Discussion Questions

1. Emily’s character is described as lost, confused, and passive. What did you feel toward Emily? Did she frustrate you? Could you sympathize with her?

2. What would you say the dominating atmosphere of this novel is? Did you find it heartwarming, tragic, hopeless, all of the above? Why?

3. Did you find it to be bleak, even shocking? If so, what purpose do you think this could serve?

4. Do you feel like the novel was trying to effect a change in you? How so, and what kind of change?

5. Has reading Emily Forever made you look differently at people you have encountered in the street?

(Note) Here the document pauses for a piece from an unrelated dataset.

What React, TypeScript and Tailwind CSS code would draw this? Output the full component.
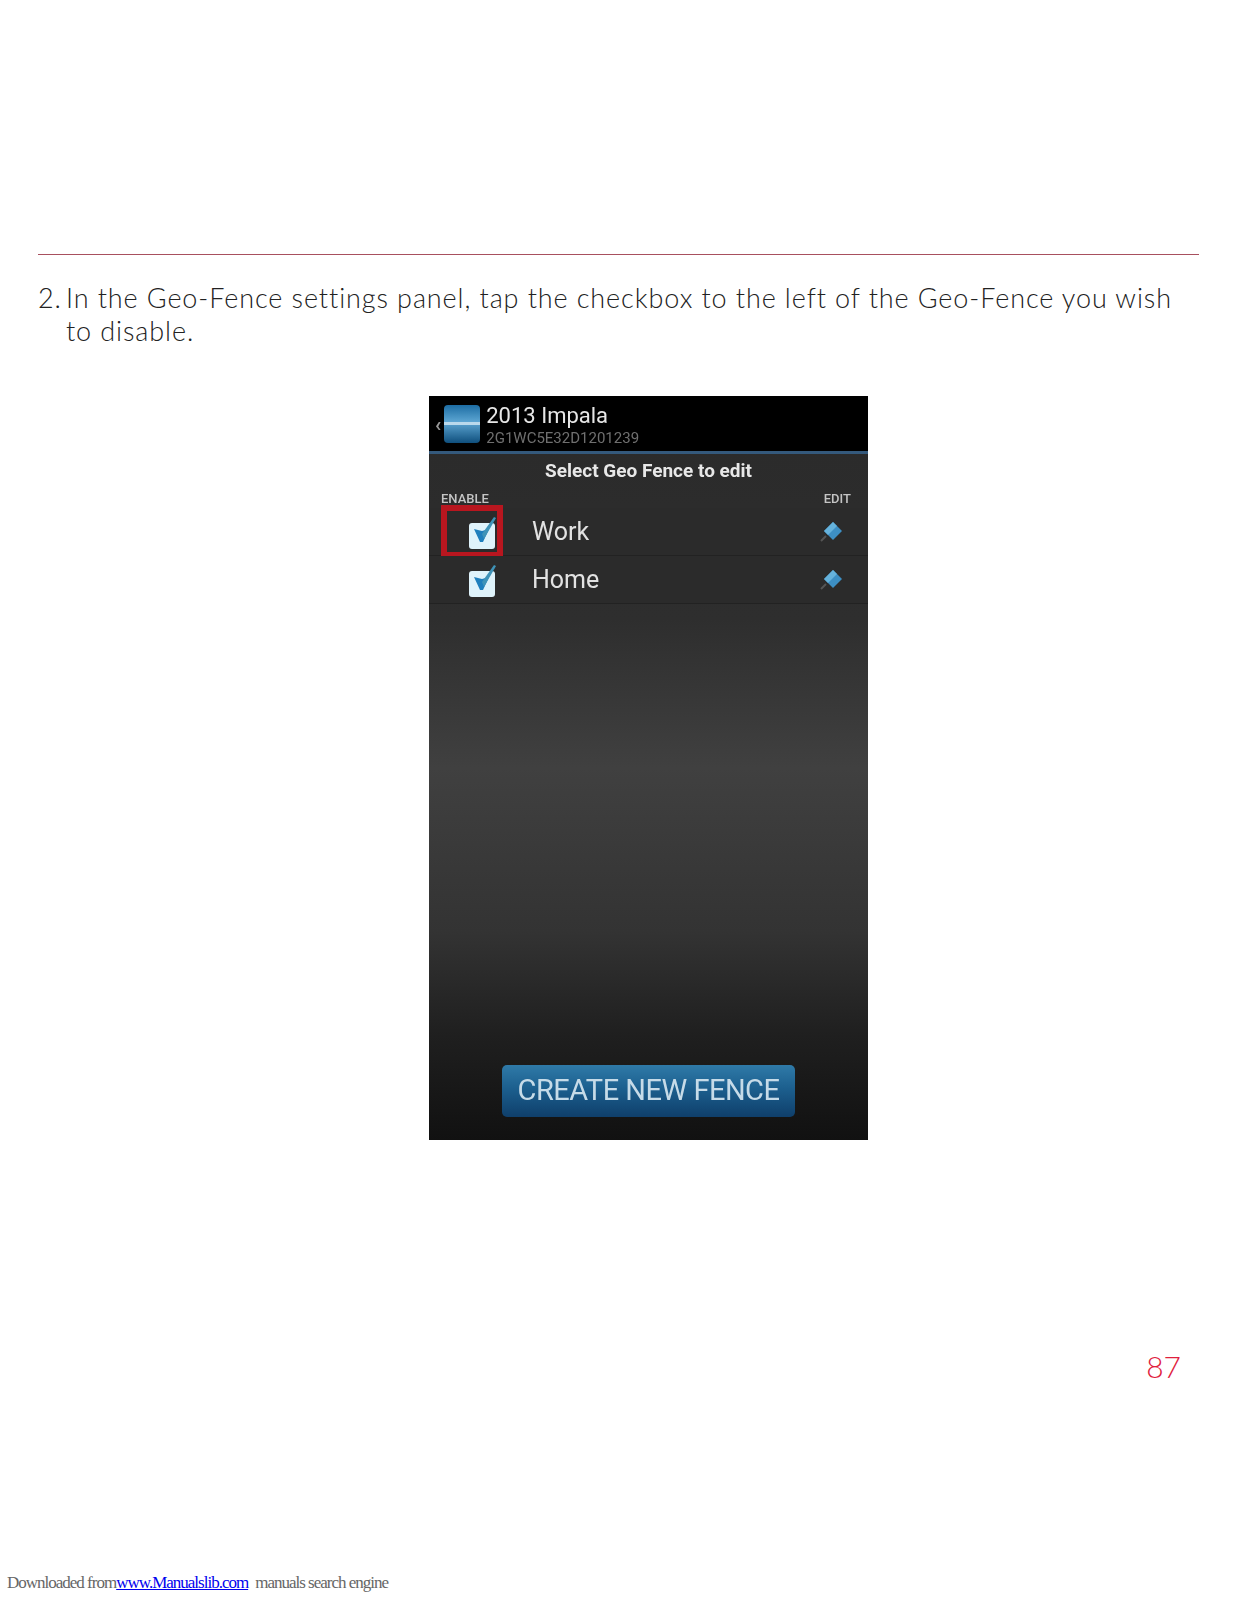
function CheckIcon() {
  return (
    <svg width="36" height="36" viewBox="0 0 36 36" className="blur-[0.5px]">
      <rect x="3" y="9" width="26" height="26" rx="3" fill="#dff3fb" />
      <path d="M8 15 L16 17 L23 15 L17 28 L14 28 Z" fill="#1f7fbd" />
      <path d="M16 20 L28 3 L30 4 L18 25 Z" fill="#3f93b8" />
    </svg>
  )
}

function PinIcon() {
  return (
    <svg width="26" height="26" viewBox="0 0 26 26" className="blur-[0.6px]">
      <path d="M15 3 L24 12 L15 21 L6 12 Z" fill="#3d8fc4" />
      <path d="M6 12 L15 3 L19 7 L10 16 Z" fill="#65b2dc" />
      <path d="M8 17 L3 22" stroke="#555" strokeWidth="2" />
    </svg>
  )
}

function FenceRow({ name, highlighted }: { name: string; highlighted?: boolean }) {
  return (
    <div className="relative flex h-[48px] items-center border-b border-[#222] bg-[#2b2b2b] pl-[37px] pr-[24px]">
      <CheckIcon />
      <span className="ml-[30px] flex-1 text-[25px] font-[Roboto,sans-serif] text-[#e2e2e2] blur-[0.6px]">{name}</span>
      <PinIcon />
      {highlighted && (
        <div className="absolute left-[12px] top-[-3px] h-[53px] w-[62px] border-[6px] border-[#b8161f]" />
      )}
    </div>
  )
}

function PhoneScreen() {
  return (
    <div className="flex h-[744px] w-[439px] flex-col overflow-hidden bg-[linear-gradient(to_bottom,#2a2a2a_0%,#2e2e2e_30%,#404040_50%,#333333_72%,#1f1f1f_86%,#111111_100%)] font-[Roboto,sans-serif]">
      <div className="flex h-[58px] shrink-0 items-center border-b-[3px] border-[#34597c] bg-black pl-[6px]">
        <span className="text-[20px] font-bold leading-none text-[#999] blur-[0.6px]">‹</span>
        <div className="ml-[3px] flex h-[38px] w-[36px] items-center rounded-sm bg-[linear-gradient(to_bottom,#1d6da3,#5da6d3_45%,#0f4f7d)] blur-[0.7px]">
          <div className="h-[3px] w-full bg-[#b9d9ec]" />
        </div>
        <div className="ml-[6px] flex flex-col blur-[0.5px]">
          <span className="text-[22px] leading-[28px] text-[#e6e6e6]">2013 Impala</span>
          <span className="text-[15px] leading-[16px] text-[#6f6f6f]">2G1WC5E32D1201239</span>
        </div>
      </div>
      <div className="mt-[4px] text-center text-[19px] font-bold leading-[26px] text-[#e8e8e8] blur-[0.5px]">
        Select Geo Fence to edit
      </div>
      <div className="mt-[7px] flex items-center justify-between pl-[12px] pr-[17px] text-[13px] font-medium leading-[16px] text-[#c4c4c4] blur-[0.5px]">
        <span>ENABLE</span>
        <span>EDIT</span>
      </div>
      <div className="mt-[1px]">
        <FenceRow name="Work" highlighted />
        <FenceRow name="Home" />
      </div>
      <div className="mt-auto mb-[23px] flex justify-center">
        <div className="flex h-[52px] w-[293px] items-center justify-center rounded-[5px] bg-[linear-gradient(to_bottom,#2f7aa8,#1c5f8e_45%,#0f3f6b)] text-[29px] tracking-[-0.5px] text-[#c6dbe8] blur-[0.6px]">
          CREATE NEW FENCE
        </div>
      </div>
    </div>
  )
}

export default function App() {
  return (
    <div className="relative flex h-[1600px] w-[1237px] flex-col overflow-hidden bg-white">
      <div className="mx-[38px] mt-[254px] h-px bg-[#a8505e]" />
      <div className="ml-[38px] mt-[26px] flex w-[1161px] font-['Lato',sans-serif] text-[27px] font-light leading-[33px] tracking-[0.9px] text-[#222]">
        <span className="w-[28px] shrink-0">2.</span>
        <p>
          In the Geo-Fence settings panel, tap the checkbox to the left of the Geo-Fence you wish to disable.
        </p>
      </div>
      <div className="mt-[49px] ml-[429px]">
        <PhoneScreen />
      </div>
      <div className="mt-[208px] mr-[56px] self-end font-['Lato',sans-serif] text-[30px] font-light leading-[36px] text-[#e0203c]">
        87
      </div>
      <div className="mt-auto mb-[7px] ml-[7px] font-['Liberation_Serif',serif] text-[17px] leading-[20px] tracking-[-1px] text-[#666]">
        Downloaded from<a href="#" className="text-[#0000ee] underline">www.Manualslib.com</a>
        <span className="ml-[7px]">manuals search engine</span>
      </div>
    </div>
  )
}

6. The narrator in the novel is omniscient and the narrative perspective changes frequently. Did this help you get a complete picture of Emily? Or did it keep you at a distance from her? Did you perhaps empathize more with the other characters?

7. Which of the supporting characters do you find most relatable or interesting? Who would you like to know more about?

8. Emily Forever deals with class, social inequality, and poverty in Norway. Did the portrayal of these topics feel specifically Norwegian to you? Or were you rather struck by their universality?

9. Lives like Emily’s are rarely portrayed in language and literature. Have you read books similar to Emily Forever, or did it feel like the first time you were granted access to this underrepresented experience?

10. How would you describe the relationship between Emily and her mother? Were there specific scenes in the book that defined their relationship for you?

11. What do you imagine Emily’s future to look like? Do you worry about her baby? Do you think Emily might be able to turn her life around, and does she need to? Do you see her mother’s and her own fate being repeated in her child and passed on for generations to come?